Data provided |
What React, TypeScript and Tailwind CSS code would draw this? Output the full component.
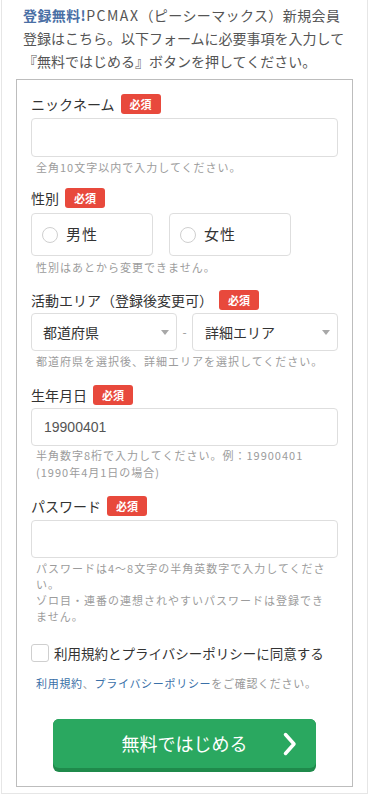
import { useState } from 'react';

const font = { fontFamily: '"Noto Sans CJK JP", "Noto Sans", sans-serif' };

function Badge() {
  return (
    <span className="ml-[6px] inline-flex h-[20px] w-[40px] items-center justify-center rounded-[3px] bg-[#e8493c] text-[11px] font-bold leading-none text-white">
      必須
    </span>
  );
}

function Label({ children }: { children: React.ReactNode }) {
  return (
    <div className="flex h-[20px] items-center text-[14px] leading-[20px] text-[#333]">
      <span>{children}</span>
      <Badge />
    </div>
  );
}

function Help({ children, className = '' }: { children: React.ReactNode; className?: string }) {
  return (
    <p className={`pl-[5px] text-[11px] leading-[16px] tracking-[1px] text-[#9c9c9c] ${className}`}>{children}</p>
  );
}

function Caret() {
  return (
    <svg width="8" height="5" viewBox="0 0 8 5" className="shrink-0">
      <path d="M0 0h8L4 5z" fill="#a8a8a8" />
    </svg>
  );
}

export default function App() {
  const [gender, setGender] = useState<string | null>(null);
  const [agree, setAgree] = useState(false);

  return (
    <div style={font} className="ml-[1px] h-[794px] w-[367px] border-x border-b border-[#e6e6e6] bg-white">
      <div className="px-[21px] pt-[4px] text-[14px] leading-[23px] text-[#555]">
        <p className="whitespace-nowrap tracking-[0.4px]">
          <span className="font-bold text-[#4a6fa5]">登録無料</span>
          <span className="font-bold text-[#4a6fa5]">!</span>
          <span className="tracking-[1.5px]">PCMAX</span>（ピーシーマックス）新規会員
        </p>
        <p className="whitespace-nowrap">登録はこちら。以下フォームに必要事項を入力して</p>
        <p className="whitespace-nowrap">『無料ではじめる』ボタンを押してください。</p>
      </div>

      <div className="mx-[14px] mt-[6px] border border-[#bdbdbd] bg-white px-[14px] pb-[14px] pt-[14px]">
        {/* nickname */}
        <Label>ニックネーム</Label>
        <input className="mt-[4px] block h-[39px] w-full rounded-[4px] border border-[#dedede] px-3 text-[14px] outline-none" />
        <Help className="mt-[2px]">全角10文字以内で入力してください。</Help>

        {/* gender */}
        <div className="mt-[13px]">
          <Label>性別</Label>
        </div>
        <div className="mt-[5px] flex gap-[16px]">
          {['男性', '女性'].map((g) => (
            <button
              key={g}
              onClick={() => setGender(g)}
              className="flex h-[43px] w-[122px] items-center rounded-[4px] border border-[#dedede] bg-white pl-[10px]"
            >
              <span className="flex h-[16px] w-[16px] items-center justify-center rounded-full border border-[#cfcfcf]">
                {gender === g && <span className="h-[8px] w-[8px] rounded-full bg-[#27a65e]" />}
              </span>
              <span className="ml-[8px] text-[15px] tracking-[1px] text-[#333]">{g}</span>
            </button>
          ))}
        </div>
        <Help className="mt-[3px]">性別はあとから変更できません。</Help>

        {/* area */}
        <div className="mt-[15px]">
          <Label>活動エリア（登録後変更可）</Label>
        </div>
        <div className="mt-[3px] flex items-center">
          <div className="flex h-[38px] w-[146px] items-center justify-between rounded-[4px] border border-[#dedede] pl-[11px] pr-[7px] text-[14px] text-[#333]">
            都道府県
            <Caret />
          </div>
          <span className="flex-1 text-center text-[12px] text-[#999]">-</span>
          <div className="flex h-[38px] w-[146px] items-center justify-between rounded-[4px] border border-[#dedede] pl-[12px] pr-[7px] text-[14px] text-[#333]">
            詳細エリア
            <Caret />
          </div>
        </div>
        <Help className="mt-[2px]">都道府県を選択後、詳細エリアを選択してください。</Help>

        {/* birthday */}
        <div className="mt-[16px]">
          <Label>生年月日</Label>
        </div>
        <div className="mt-[3px] flex h-[38px] w-full items-center rounded-[4px] border border-[#dedede] pl-[12px] text-[14px] text-[#555]" style={{ fontFamily: '"Liberation Sans", Arial, sans-serif' }}>
          19900401
        </div>
        <Help className="mt-[1px] leading-[17px]">
          半角数字8桁で入力してください。例：19900401
          <br />
          (1990年4月1日の場合)
        </Help>

        {/* password */}
        <div className="mt-[15px]">
          <Label>パスワード</Label>
        </div>
        <input type="password" className="mt-[4px] block h-[38px] w-full rounded-[4px] border border-[#dedede] px-3 text-[14px] outline-none" />
        <Help className="mt-[2px]">
          パスワードは4〜8文字の半角英数字で入力してください。
          <br />
          ゾロ目・連番の連想されやすいパスワードは登録でき
          <br />
          ません。
        </Help>

        {/* agree */}
        <label className="mt-[19px] flex items-center">
          <span
            onClick={() => setAgree(!agree)}
            className="flex h-[18px] w-[18px] items-center justify-center rounded-[3px] border border-[#cfcfcf] bg-white text-[12px] text-[#27a65e]"
          >
            {agree ? '✓' : ''}
          </span>
          <span className="ml-[5px] text-[13.5px] leading-[20px] text-[#333]">利用規約とプライバシーポリシーに同意する</span>
        </label>

        <p className="mt-[12px] pl-[5px] text-[11px] leading-[16px] tracking-[0.7px] text-[#999]">
          <span className="text-[#3a70a8]">利用規約</span>、<span className="text-[#3a70a8]">プライバシーポリシー</span>をご確認ください。
        </p>

        <div className="mt-[28px] flex justify-center">
          <button className="relative flex h-[53px] w-[263px] items-center justify-center rounded-[6px] bg-[#1f8a4b] pb-[4px]">
            <span className="absolute inset-x-0 top-0 h-[49px] rounded-[6px] bg-[#2aa860]" />
            <span className="relative text-[18px] text-white">無料ではじめる</span>
            <svg className="absolute right-[19px] top-[13px]" width="14" height="24" viewBox="0 0 14 24">
              <path d="M2.5 2.5 11 12l-8.5 9.5" fill="none" stroke="#fff" strokeWidth="3.5" strokeLinecap="round" strokeLinejoin="round" />
            </svg>
          </button>
        </div>
      </div>
    </div>
  );
}
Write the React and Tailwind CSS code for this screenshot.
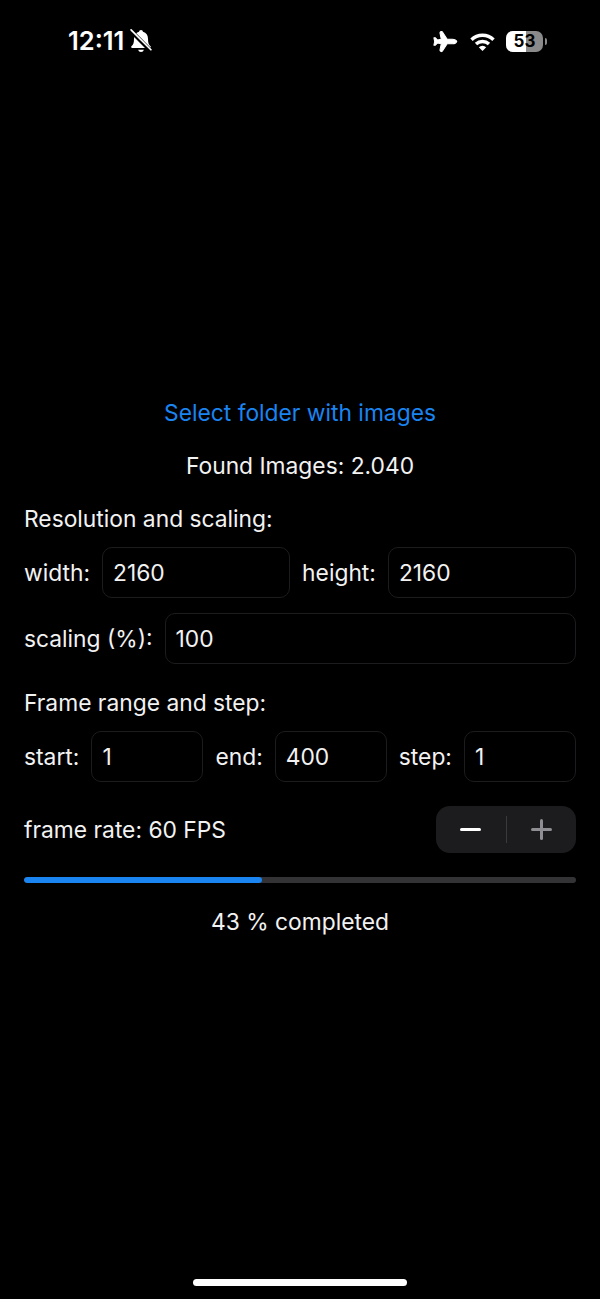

Stated problem | Using the material above, work out how many lines contain the string "Tailwind". Give that number alone.

Written response | 2